THE PROBLEM – Without including the pictures, copy out every line below.

DATASET EXTRACT –
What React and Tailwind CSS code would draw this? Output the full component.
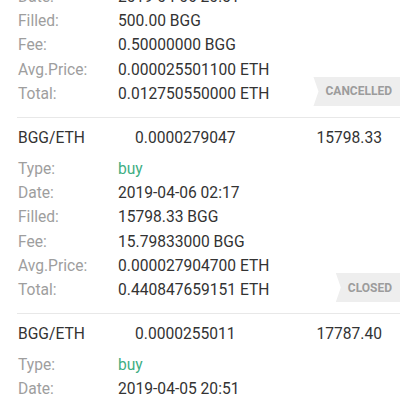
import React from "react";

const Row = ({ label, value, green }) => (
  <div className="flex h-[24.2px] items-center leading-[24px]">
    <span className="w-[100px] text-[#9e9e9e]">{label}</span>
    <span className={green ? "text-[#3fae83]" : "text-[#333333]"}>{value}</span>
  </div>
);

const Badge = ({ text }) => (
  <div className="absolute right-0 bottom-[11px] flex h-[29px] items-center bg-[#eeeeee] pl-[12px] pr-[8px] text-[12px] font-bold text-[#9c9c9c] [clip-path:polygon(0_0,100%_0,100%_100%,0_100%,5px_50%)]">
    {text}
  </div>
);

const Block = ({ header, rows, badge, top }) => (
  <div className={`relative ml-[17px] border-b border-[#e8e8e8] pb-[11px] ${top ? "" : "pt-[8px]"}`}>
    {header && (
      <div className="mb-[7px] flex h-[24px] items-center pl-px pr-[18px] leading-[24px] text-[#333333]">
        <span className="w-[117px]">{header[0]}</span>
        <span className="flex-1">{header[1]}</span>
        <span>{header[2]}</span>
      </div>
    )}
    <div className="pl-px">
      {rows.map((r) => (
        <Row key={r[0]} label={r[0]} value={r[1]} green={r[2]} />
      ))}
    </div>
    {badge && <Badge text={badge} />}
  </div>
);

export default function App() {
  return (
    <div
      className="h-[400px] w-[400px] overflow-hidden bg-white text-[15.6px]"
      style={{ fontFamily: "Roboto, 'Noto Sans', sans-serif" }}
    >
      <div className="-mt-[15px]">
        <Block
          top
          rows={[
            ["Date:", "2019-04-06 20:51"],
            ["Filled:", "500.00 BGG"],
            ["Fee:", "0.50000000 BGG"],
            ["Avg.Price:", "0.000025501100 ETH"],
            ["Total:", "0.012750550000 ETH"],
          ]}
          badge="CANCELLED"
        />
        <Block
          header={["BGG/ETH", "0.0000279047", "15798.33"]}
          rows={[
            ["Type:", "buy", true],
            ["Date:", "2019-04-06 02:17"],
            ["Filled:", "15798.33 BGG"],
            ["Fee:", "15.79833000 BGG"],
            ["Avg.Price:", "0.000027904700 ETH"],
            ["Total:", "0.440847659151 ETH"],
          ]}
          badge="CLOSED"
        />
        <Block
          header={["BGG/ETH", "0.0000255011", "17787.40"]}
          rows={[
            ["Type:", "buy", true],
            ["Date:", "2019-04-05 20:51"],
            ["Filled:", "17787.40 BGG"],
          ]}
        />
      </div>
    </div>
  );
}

PROBLEM SOLUTION –
What React and Tailwind CSS code would draw this? Output the full component.
import React from "react";

const Row = ({ label, value, green }) => (
  <div className="flex h-[24.2px] items-center leading-[24px]">
    <span className="w-[100px] text-[#9e9e9e]">{label}</span>
    <span className={green ? "text-[#3fae83]" : "text-[#333333]"}>{value}</span>
  </div>
);

const Badge = ({ text }) => (
  <div className="absolute right-0 bottom-[11px] flex h-[29px] items-center bg-[#eeeeee] pl-[12px] pr-[8px] text-[12px] font-bold text-[#9c9c9c] [clip-path:polygon(0_0,100%_0,100%_100%,0_100%,5px_50%)]">
    {text}
  </div>
);

const Block = ({ header, rows, badge, top }) => (
  <div className={`relative ml-[17px] border-b border-[#e8e8e8] pb-[11px] ${top ? "" : "pt-[8px]"}`}>
    {header && (
      <div className="mb-[7px] flex h-[24px] items-center pl-px pr-[18px] leading-[24px] text-[#333333]">
        <span className="w-[117px]">{header[0]}</span>
        <span className="flex-1">{header[1]}</span>
        <span>{header[2]}</span>
      </div>
    )}
    <div className="pl-px">
      {rows.map((r) => (
        <Row key={r[0]} label={r[0]} value={r[1]} green={r[2]} />
      ))}
    </div>
    {badge && <Badge text={badge} />}
  </div>
);

export default function App() {
  return (
    <div
      className="h-[400px] w-[400px] overflow-hidden bg-white text-[15.6px]"
      style={{ fontFamily: "Roboto, 'Noto Sans', sans-serif" }}
    >
      <div className="-mt-[15px]">
        <Block
          top
          rows={[
            ["Date:", "2019-04-06 20:51"],
            ["Filled:", "500.00 BGG"],
            ["Fee:", "0.50000000 BGG"],
            ["Avg.Price:", "0.000025501100 ETH"],
            ["Total:", "0.012750550000 ETH"],
          ]}
          badge="CANCELLED"
        />
        <Block
          header={["BGG/ETH", "0.0000279047", "15798.33"]}
          rows={[
            ["Type:", "buy", true],
            ["Date:", "2019-04-06 02:17"],
            ["Filled:", "15798.33 BGG"],
            ["Fee:", "15.79833000 BGG"],
            ["Avg.Price:", "0.000027904700 ETH"],
            ["Total:", "0.440847659151 ETH"],
          ]}
          badge="CLOSED"
        />
        <Block
          header={["BGG/ETH", "0.0000255011", "17787.40"]}
          rows={[
            ["Type:", "buy", true],
            ["Date:", "2019-04-05 20:51"],
            ["Filled:", "17787.40 BGG"],
          ]}
        />
      </div>
    </div>
  );
}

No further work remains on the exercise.